**GIVEN PROBLEM:** Extract each line where the string "full" shows up.
::::
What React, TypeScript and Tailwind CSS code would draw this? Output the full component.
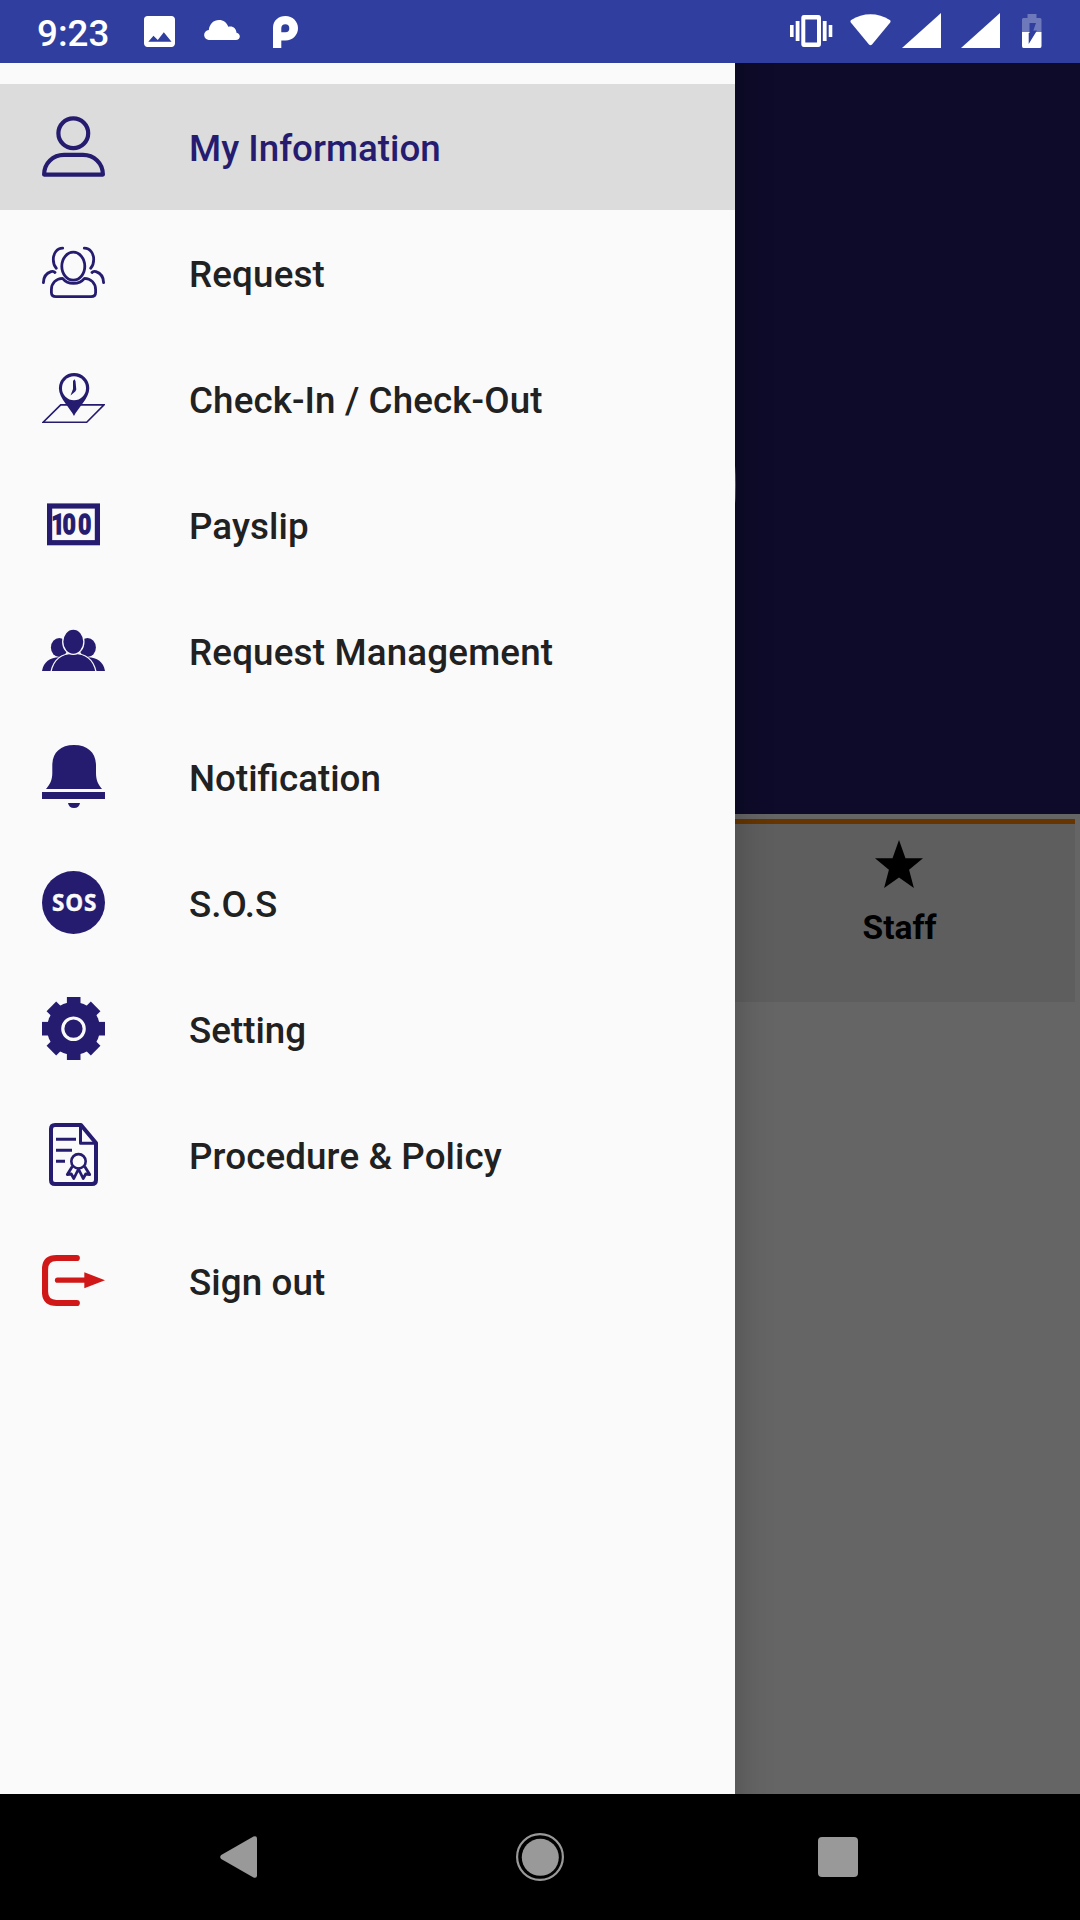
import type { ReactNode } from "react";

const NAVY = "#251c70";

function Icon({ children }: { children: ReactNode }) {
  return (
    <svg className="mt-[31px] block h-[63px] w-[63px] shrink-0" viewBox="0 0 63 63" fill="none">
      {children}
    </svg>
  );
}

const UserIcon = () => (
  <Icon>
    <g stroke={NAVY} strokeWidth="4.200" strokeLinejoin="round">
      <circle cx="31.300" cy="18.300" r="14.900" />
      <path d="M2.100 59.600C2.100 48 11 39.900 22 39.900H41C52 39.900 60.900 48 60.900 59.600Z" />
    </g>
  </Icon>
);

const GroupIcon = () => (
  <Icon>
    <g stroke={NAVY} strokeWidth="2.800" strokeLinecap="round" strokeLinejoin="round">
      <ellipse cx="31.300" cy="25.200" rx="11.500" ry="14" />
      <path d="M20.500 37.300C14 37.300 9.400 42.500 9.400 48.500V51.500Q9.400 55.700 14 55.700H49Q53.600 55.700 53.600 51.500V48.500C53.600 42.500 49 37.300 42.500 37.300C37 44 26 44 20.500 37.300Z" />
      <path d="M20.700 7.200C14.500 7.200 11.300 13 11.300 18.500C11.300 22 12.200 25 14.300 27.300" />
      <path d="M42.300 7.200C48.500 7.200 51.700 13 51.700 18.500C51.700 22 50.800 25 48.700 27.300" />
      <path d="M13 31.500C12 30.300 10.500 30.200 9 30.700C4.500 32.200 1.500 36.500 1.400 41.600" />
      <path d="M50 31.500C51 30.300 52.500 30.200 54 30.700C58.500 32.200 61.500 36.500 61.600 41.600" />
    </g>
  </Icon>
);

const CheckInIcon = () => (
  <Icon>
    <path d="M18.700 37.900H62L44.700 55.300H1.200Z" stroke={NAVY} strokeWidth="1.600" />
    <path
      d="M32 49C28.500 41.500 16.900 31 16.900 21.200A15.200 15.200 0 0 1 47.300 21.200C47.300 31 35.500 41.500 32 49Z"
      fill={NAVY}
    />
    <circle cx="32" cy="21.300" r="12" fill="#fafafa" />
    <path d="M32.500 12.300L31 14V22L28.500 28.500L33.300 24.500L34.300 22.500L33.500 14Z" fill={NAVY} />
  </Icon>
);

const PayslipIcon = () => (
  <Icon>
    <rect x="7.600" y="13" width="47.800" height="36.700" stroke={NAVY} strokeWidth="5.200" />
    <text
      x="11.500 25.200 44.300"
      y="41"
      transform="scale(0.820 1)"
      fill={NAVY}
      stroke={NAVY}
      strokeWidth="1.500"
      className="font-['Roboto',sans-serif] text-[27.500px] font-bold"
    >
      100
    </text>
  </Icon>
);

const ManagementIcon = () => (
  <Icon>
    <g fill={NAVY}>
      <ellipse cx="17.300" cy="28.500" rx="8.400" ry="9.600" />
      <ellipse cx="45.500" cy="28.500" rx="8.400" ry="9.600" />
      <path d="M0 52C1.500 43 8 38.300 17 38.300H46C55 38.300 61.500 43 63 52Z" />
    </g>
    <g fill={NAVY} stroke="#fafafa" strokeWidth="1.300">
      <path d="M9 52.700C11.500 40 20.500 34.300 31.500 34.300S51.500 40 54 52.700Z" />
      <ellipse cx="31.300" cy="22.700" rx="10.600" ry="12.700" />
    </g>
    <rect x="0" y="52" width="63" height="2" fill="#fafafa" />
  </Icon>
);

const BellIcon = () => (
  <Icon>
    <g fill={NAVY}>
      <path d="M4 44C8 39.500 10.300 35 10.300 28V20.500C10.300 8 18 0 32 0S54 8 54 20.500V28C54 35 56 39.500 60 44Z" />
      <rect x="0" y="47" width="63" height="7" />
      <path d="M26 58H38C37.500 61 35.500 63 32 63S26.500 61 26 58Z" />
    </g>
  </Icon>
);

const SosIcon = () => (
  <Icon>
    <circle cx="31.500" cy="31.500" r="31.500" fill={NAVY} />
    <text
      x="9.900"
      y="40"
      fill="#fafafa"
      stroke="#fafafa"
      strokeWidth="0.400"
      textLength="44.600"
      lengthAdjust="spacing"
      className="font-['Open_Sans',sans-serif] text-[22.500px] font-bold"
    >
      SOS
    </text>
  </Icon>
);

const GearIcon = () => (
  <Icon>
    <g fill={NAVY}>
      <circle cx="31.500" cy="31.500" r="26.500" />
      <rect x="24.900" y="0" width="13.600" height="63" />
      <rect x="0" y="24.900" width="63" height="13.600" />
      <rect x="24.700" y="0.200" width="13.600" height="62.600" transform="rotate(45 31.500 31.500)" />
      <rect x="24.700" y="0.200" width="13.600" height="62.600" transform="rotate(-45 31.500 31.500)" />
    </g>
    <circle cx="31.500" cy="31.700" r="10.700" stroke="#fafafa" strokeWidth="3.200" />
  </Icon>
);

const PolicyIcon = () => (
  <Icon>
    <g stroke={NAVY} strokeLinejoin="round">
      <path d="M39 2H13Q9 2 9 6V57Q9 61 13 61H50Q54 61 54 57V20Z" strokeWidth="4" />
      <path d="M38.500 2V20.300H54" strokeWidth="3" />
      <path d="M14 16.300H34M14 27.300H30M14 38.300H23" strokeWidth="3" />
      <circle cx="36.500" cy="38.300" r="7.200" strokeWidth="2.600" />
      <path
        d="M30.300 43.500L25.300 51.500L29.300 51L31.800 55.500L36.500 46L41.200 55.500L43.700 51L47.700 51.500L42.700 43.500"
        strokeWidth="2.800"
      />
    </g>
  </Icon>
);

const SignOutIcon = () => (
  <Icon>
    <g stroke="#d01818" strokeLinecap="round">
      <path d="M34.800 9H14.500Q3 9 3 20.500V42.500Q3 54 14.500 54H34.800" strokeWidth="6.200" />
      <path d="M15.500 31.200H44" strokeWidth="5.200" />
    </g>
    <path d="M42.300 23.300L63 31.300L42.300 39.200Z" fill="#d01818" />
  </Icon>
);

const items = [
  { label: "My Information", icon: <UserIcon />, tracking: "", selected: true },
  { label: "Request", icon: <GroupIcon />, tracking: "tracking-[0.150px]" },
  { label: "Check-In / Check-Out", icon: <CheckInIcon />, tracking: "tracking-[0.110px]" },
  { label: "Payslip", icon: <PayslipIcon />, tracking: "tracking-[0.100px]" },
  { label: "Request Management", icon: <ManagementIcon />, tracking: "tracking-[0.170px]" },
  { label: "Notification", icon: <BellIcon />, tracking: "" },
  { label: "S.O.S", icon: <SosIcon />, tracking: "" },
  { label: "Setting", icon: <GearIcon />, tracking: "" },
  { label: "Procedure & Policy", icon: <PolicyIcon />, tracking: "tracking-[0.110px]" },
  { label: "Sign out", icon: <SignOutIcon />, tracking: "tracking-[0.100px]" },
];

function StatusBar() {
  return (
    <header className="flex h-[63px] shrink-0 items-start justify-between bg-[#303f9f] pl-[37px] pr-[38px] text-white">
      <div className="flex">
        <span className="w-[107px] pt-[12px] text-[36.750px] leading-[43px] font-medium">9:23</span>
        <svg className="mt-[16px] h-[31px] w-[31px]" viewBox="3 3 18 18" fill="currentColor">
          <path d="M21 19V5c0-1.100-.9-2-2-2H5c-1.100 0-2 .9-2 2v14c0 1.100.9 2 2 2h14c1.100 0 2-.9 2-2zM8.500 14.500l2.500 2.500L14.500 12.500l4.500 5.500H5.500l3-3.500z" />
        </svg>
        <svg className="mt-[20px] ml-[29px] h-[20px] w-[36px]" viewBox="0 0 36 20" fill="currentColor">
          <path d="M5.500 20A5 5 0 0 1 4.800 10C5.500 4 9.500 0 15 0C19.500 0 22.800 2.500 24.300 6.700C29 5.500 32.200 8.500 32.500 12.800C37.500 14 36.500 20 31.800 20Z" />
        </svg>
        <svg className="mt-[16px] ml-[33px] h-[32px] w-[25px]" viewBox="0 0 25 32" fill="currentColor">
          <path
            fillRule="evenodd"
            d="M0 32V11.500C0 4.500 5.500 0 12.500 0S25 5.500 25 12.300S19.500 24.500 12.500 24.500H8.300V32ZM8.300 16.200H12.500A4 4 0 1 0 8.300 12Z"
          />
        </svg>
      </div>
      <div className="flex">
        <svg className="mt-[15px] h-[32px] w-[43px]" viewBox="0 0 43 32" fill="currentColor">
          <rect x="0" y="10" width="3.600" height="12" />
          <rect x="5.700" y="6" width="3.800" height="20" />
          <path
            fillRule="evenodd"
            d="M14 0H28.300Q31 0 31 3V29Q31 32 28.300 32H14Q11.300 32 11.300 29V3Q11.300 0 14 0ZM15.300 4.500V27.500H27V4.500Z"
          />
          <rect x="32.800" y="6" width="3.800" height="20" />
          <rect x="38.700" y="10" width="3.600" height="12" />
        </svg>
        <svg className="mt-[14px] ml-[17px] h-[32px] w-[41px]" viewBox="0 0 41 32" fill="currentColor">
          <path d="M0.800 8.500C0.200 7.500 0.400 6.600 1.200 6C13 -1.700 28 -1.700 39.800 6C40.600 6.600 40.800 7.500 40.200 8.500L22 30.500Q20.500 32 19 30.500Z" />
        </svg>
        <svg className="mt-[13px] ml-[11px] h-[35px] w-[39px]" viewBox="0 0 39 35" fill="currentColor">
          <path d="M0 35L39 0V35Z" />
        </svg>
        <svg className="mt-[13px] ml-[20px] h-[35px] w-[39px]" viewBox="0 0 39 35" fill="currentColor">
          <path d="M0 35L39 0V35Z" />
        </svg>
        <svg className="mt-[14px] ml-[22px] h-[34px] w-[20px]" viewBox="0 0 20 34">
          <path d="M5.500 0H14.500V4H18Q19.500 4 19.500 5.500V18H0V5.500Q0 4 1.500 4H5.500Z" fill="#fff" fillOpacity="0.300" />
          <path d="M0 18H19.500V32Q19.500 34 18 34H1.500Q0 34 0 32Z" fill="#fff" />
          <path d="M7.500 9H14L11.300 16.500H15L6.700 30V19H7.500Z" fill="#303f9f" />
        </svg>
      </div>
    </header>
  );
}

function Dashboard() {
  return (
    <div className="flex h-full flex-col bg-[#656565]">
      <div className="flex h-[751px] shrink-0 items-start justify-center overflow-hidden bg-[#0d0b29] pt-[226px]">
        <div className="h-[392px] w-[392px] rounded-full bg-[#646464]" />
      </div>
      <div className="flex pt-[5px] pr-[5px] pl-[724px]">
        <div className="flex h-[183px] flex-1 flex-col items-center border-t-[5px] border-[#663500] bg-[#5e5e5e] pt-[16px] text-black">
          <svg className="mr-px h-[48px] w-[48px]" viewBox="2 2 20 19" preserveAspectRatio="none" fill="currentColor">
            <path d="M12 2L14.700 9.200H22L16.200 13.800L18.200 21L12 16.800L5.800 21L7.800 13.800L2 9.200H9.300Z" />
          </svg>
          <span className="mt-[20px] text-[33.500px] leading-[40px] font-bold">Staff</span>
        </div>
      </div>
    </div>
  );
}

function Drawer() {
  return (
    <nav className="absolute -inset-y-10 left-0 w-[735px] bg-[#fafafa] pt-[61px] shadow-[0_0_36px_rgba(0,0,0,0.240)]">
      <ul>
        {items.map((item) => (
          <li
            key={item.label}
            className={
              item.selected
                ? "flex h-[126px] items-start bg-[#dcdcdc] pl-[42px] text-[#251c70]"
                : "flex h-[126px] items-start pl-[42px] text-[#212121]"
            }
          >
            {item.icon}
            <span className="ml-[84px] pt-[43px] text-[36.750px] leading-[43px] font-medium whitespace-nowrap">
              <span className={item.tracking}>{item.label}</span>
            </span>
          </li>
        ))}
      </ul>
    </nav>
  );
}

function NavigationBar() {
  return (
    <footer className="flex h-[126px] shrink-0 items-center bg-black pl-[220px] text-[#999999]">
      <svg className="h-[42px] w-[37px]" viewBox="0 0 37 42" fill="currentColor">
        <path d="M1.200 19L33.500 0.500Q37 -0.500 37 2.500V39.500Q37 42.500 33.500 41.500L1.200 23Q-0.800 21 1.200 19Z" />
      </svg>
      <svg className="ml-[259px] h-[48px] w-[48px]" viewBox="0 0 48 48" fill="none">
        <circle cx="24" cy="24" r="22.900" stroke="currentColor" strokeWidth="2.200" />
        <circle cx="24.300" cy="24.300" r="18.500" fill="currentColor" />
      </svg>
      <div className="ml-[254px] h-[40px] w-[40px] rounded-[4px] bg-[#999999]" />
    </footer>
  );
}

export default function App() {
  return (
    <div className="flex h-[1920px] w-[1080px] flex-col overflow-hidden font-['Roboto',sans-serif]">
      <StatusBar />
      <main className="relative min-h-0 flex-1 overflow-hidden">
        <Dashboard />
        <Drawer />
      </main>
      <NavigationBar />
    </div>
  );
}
::::
**FINAL ANSWER:**
What React, TypeScript and Tailwind CSS code would draw this? Output the full component.
    <div className="flex h-full flex-col bg-[#656565]">
        <div className="h-[392px] w-[392px] rounded-full bg-[#646464]" />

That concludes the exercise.